Ian Godden, chairman of UK trade body ADS, says it is "sad" that industries in the West are "distracting themselves with an internal dispute, while countries elsewhereare developing competitor aircraft", all with state support. "The trade dispute has the potential to tie up existing market leaders while such newcomers take market share," he adds.

Ian Giles, an aviation lawyer at London-based law firm Norton Rose, who has been following the case, says the ruling represents a defeat for Airbus "but it is a long way from the end of the story".

He adds: "Airbus has already said it does not believe the ruling impacts on funding plans for the A350 - Boeing clearly do not agree, and so another chapter in the dispute is likely to be played out before the WTO. As has been the case throughout this dispute, both sides are trying to portray the WTO ruling in their favour.

"For Boeing, the WTO finding that the interest rates granted by the EU governments were so far below market rates as to be illegal is a positive, while for Airbus, the finding that these type of state-backed loans are not per se illegal will give them hope that they can restructure the funding with minimum disruption. Also several of the US claims as to specific measures being illegal were rejected."

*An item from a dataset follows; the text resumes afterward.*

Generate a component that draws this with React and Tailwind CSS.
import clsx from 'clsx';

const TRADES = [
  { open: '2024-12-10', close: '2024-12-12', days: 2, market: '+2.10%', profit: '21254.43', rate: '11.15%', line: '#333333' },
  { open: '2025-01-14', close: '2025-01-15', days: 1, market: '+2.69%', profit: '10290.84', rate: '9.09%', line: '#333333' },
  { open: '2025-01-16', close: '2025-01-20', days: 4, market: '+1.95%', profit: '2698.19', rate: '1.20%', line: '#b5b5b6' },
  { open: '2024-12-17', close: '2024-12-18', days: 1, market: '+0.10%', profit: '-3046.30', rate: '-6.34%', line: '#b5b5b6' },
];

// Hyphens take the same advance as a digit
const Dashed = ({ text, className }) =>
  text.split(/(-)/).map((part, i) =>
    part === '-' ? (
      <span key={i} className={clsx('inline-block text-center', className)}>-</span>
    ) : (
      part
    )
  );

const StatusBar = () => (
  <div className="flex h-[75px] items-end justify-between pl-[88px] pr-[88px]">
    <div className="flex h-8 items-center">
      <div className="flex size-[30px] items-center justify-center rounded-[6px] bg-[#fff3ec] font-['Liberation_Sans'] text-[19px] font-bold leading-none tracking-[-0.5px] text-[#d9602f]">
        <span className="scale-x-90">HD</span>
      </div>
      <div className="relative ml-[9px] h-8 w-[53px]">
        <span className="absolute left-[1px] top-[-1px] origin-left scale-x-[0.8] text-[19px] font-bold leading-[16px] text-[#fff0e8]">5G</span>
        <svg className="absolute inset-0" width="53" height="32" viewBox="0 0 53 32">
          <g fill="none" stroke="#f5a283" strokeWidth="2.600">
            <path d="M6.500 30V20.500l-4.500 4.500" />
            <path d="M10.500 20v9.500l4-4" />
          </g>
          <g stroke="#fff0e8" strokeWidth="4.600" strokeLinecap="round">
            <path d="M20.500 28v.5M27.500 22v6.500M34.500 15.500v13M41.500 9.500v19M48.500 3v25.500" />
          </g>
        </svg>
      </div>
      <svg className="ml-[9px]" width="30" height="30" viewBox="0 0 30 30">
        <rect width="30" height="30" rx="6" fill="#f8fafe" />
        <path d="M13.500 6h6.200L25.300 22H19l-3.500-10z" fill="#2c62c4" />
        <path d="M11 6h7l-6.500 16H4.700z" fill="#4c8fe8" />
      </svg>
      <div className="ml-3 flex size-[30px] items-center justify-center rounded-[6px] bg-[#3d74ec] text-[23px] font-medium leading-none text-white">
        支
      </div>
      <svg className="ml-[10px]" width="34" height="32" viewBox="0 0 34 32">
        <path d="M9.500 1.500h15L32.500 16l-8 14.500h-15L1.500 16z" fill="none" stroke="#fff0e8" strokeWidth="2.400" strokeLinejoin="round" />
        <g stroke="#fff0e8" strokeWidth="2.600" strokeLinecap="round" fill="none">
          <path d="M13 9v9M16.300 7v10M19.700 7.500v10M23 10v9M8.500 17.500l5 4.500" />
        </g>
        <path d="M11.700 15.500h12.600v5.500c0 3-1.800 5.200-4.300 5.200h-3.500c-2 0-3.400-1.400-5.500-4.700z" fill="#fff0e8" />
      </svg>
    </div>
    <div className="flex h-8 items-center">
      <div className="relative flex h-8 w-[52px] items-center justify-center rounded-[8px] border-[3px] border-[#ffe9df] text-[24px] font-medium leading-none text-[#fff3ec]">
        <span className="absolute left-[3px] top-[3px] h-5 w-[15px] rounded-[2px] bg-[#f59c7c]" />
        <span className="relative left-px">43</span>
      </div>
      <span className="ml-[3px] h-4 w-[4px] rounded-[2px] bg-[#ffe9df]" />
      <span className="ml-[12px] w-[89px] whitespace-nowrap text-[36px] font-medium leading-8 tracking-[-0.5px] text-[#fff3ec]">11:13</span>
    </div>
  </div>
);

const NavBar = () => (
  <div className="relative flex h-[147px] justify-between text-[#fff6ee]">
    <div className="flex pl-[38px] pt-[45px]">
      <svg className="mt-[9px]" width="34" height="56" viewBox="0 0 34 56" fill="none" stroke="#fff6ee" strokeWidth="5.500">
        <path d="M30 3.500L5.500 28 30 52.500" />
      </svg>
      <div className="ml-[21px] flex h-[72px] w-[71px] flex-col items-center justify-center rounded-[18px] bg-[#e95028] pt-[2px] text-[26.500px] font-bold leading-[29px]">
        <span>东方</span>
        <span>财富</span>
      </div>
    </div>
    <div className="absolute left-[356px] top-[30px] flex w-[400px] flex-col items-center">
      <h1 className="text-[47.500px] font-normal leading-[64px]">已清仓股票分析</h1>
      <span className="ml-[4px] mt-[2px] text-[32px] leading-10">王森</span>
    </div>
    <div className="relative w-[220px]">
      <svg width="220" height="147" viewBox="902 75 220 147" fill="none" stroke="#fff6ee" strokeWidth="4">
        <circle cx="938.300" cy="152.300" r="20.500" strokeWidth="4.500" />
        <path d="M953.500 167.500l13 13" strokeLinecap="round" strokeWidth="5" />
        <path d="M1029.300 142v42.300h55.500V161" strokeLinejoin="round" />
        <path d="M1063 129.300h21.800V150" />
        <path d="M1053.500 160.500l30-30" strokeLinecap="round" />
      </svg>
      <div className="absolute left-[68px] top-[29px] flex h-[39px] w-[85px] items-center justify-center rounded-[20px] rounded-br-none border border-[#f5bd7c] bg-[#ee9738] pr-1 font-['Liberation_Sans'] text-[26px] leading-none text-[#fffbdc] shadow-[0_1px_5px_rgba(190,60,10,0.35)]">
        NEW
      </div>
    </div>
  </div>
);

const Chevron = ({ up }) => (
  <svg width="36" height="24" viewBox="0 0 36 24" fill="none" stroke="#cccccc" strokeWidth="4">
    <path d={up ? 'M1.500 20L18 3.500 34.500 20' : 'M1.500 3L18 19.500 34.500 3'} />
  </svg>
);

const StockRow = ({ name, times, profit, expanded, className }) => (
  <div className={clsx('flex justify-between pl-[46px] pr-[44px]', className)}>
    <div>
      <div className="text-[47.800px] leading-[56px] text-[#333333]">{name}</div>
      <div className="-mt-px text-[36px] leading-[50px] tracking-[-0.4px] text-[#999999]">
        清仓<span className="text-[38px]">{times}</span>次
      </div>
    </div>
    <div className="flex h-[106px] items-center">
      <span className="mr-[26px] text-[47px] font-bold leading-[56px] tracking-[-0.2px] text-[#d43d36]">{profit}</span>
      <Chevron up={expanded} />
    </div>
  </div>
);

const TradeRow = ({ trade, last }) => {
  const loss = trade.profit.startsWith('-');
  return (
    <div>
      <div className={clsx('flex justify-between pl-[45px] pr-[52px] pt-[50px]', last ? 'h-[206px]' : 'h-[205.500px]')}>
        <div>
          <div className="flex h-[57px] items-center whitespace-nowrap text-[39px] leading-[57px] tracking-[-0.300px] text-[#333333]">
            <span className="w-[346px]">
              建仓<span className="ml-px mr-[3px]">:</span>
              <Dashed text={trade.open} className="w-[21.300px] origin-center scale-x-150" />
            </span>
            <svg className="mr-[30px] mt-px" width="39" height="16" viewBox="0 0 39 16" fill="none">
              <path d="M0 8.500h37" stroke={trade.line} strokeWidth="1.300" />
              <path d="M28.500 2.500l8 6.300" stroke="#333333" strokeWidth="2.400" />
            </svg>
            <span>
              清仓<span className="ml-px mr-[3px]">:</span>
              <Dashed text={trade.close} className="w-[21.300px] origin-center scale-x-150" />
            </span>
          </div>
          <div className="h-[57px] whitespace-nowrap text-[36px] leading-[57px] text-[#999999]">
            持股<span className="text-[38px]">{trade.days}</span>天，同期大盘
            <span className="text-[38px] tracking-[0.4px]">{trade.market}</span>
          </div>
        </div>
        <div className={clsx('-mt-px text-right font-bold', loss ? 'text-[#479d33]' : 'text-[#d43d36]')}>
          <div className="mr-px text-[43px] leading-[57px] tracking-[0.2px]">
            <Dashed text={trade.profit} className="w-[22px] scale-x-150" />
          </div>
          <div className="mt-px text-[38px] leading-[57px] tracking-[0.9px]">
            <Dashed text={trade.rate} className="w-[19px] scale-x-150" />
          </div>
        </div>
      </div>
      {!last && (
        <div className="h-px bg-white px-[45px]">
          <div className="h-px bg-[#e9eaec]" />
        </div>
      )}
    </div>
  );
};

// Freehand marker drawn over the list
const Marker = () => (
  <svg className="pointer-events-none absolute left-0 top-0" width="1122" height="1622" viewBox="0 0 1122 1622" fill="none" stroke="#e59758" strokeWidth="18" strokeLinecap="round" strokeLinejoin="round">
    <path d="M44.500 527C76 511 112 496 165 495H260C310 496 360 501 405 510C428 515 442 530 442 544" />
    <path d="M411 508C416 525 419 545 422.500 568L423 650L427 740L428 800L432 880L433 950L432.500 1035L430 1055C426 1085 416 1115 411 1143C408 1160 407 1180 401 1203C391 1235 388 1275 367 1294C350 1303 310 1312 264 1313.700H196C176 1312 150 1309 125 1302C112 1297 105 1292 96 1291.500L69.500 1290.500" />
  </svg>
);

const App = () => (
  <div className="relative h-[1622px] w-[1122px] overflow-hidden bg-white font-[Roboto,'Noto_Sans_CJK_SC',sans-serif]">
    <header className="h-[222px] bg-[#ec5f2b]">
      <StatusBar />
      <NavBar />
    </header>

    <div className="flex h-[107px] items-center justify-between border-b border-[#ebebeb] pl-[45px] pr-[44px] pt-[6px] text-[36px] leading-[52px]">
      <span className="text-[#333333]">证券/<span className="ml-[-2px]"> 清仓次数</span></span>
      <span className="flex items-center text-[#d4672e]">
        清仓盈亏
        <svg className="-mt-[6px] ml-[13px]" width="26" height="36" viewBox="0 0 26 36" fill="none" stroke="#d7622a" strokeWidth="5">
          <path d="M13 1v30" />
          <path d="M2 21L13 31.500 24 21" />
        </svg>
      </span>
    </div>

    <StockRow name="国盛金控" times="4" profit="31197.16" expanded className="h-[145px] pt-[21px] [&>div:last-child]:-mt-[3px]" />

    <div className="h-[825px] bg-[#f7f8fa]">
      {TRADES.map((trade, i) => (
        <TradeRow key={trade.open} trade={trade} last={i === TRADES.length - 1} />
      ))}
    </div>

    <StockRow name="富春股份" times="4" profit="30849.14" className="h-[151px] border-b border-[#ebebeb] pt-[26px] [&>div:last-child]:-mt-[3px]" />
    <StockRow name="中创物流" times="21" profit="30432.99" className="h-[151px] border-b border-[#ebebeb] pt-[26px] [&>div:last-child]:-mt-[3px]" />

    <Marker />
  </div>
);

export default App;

No one should expect a quick resolution to the dispute, he says. "The WTO ruling has to be seen as part of a wider political negotiation. The EU is not going to bow to this ruling without similar compromises from the USA, and the scope for countersuits before the WTO is far from exhausted. You get a sense of perspective on this dispute when you realise that there are still arguments before the WTO about the relevance of data from the 1960s. This still has a long way to run."

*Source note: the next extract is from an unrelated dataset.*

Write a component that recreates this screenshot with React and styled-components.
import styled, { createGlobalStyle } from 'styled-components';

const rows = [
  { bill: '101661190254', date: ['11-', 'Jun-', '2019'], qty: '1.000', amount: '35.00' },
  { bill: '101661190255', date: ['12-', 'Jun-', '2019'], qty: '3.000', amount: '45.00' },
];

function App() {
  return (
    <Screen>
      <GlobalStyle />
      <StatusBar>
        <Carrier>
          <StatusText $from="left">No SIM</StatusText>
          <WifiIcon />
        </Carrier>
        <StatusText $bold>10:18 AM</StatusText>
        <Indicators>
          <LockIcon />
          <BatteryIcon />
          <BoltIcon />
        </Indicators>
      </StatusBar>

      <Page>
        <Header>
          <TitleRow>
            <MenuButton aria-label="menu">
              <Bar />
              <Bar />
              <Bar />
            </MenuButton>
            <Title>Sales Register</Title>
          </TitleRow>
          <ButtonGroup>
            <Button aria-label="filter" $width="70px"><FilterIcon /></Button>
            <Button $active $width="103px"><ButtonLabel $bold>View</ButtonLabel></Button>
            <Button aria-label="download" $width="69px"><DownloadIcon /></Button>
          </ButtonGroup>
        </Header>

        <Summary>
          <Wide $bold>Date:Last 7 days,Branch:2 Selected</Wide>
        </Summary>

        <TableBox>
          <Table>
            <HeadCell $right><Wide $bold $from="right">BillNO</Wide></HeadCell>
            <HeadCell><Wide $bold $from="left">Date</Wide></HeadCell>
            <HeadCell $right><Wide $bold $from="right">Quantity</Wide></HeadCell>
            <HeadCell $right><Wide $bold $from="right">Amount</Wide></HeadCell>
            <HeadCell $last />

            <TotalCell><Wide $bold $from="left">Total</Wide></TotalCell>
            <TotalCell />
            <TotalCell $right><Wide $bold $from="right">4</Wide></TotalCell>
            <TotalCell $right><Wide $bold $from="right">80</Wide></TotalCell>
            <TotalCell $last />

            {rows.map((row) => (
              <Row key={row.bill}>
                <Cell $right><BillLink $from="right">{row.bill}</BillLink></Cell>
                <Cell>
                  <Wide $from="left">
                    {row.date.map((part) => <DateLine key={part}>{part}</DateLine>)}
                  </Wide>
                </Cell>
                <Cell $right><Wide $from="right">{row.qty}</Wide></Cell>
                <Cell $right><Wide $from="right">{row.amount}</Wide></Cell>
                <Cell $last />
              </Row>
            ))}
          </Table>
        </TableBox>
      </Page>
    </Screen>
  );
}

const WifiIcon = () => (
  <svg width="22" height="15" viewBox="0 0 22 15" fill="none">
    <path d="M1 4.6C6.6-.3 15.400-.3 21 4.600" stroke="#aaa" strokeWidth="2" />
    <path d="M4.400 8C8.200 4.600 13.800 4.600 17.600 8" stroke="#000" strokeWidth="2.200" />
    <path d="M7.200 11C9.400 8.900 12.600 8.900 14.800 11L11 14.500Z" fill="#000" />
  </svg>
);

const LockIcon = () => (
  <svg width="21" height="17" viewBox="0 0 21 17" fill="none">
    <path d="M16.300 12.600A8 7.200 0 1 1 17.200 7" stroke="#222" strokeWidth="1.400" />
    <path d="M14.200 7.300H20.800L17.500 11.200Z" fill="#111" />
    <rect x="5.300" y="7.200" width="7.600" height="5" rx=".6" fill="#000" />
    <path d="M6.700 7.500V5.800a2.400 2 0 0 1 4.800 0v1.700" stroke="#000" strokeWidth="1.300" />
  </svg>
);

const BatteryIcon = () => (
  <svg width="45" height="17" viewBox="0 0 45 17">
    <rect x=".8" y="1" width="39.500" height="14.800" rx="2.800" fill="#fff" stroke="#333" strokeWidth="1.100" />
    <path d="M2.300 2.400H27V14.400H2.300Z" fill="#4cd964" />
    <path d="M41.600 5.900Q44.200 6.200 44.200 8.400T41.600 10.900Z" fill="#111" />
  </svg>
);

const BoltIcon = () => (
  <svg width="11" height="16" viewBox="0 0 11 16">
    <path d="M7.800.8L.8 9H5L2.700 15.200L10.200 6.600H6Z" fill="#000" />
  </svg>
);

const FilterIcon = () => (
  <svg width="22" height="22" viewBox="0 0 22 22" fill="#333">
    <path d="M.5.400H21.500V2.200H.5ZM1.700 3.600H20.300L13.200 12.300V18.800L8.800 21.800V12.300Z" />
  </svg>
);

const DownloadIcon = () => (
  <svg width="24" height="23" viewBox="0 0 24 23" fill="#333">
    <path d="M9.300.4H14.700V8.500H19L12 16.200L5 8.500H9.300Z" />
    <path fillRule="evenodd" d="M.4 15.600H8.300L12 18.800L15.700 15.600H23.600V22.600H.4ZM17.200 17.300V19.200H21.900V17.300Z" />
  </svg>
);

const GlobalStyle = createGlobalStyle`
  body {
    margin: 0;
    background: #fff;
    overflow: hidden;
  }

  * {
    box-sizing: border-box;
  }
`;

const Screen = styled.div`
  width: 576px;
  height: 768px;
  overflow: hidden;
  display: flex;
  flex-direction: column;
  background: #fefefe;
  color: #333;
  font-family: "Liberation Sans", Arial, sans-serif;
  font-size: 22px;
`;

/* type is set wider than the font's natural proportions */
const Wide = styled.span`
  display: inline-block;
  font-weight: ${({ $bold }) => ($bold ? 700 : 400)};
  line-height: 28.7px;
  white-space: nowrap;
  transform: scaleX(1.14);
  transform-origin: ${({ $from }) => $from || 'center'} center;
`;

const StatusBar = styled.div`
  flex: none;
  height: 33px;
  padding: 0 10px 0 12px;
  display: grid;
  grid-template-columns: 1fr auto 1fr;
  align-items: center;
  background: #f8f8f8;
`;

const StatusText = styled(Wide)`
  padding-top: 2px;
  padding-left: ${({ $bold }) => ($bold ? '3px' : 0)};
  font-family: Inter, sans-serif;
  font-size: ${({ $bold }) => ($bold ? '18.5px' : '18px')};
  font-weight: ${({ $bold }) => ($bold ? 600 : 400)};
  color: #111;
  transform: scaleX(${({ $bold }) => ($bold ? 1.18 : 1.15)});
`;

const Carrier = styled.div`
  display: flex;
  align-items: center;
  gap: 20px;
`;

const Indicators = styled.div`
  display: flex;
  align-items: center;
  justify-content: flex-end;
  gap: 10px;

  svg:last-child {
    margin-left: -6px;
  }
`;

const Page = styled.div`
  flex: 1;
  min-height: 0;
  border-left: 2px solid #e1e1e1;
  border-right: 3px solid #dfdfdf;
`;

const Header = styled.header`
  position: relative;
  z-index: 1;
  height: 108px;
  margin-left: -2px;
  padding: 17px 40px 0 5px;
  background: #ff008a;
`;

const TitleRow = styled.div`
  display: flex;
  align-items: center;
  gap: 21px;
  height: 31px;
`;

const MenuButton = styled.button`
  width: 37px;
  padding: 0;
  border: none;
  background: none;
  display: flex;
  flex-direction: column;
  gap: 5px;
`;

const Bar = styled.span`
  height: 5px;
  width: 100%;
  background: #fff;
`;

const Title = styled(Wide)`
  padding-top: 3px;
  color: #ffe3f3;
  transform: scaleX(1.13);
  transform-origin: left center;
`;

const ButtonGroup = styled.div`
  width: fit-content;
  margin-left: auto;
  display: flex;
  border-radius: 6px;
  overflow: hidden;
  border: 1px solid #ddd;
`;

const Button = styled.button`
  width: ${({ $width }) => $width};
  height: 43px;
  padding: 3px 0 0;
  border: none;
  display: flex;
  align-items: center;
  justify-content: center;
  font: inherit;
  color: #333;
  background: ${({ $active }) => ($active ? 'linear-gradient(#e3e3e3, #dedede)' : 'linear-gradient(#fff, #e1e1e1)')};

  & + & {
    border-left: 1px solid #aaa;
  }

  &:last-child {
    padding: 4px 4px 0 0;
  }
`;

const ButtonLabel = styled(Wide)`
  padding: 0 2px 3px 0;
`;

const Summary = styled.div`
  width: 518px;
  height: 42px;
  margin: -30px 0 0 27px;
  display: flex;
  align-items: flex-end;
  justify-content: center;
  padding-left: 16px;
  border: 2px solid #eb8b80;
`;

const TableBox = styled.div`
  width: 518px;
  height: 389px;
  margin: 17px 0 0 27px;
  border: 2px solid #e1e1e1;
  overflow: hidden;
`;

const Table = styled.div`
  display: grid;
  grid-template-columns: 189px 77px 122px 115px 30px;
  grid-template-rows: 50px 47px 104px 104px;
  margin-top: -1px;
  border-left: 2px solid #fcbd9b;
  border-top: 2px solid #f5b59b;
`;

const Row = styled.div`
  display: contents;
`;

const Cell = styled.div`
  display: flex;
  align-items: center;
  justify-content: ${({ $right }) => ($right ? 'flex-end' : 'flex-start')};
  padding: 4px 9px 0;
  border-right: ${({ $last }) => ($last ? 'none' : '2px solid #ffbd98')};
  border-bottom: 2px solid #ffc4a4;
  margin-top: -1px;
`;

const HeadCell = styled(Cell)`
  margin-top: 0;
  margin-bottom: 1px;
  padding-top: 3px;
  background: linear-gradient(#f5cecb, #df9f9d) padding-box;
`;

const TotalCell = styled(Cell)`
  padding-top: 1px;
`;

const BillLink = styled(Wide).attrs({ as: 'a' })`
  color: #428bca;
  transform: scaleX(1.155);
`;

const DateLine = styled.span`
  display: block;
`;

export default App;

THE BACKGROUND TO THE DISPUTE

Airbus and its European "home" nations - France, Germany, Spain and the UK - have always been open about the fact that the airframer's programmes have been supported by the taxpayer since the consortium began building aircraft in 1970.

Created as an attempt to consolidate Europe's small national airliner manufacturing assets - most of them government-owned - into a rival for the USA's then big three, Airbus took many years to be taken seriously by Boeing.

However, by the 1990s, with its A320 family selling strongly and the A330/A340 making inroads into the long-haul market, Airbus's market share was creeping up on Boeing - by that time the only other big aircraft manufacturer.

A "gentleman's" agreement between Europe and the USA in 1992 - which set out ground rules for state funding of aircraft - was abandoned unilaterally by the USA in 2004 following Boeing pressure. This was just as Airbus was overtaking its rival for the first time and clocking up orders for the A380, a hugely ambitious, expensive and risky programme supported by reimbursable launch aid from European governments.

After the USA pushed the WTO to investigate the subsidies, Europe in turn filed a counter case, claiming that US federal research and technology grants and funds from individual states represented illegal subsidies.

The first panel hearing in the USA versus Europe case took place in March 2007, with the parallel European-initiated process kicking off that September.

Airbus's case has always been that every piece of launch aid it has received has been borrowed on comparable terms to the market, and paid back to lenders with interest, arguing that investing in the company has been a lucrative investment for governments.

The USA has argued that subsidies distort the market by allowing Airbus to fund riskier programmes with state guarantees against failure.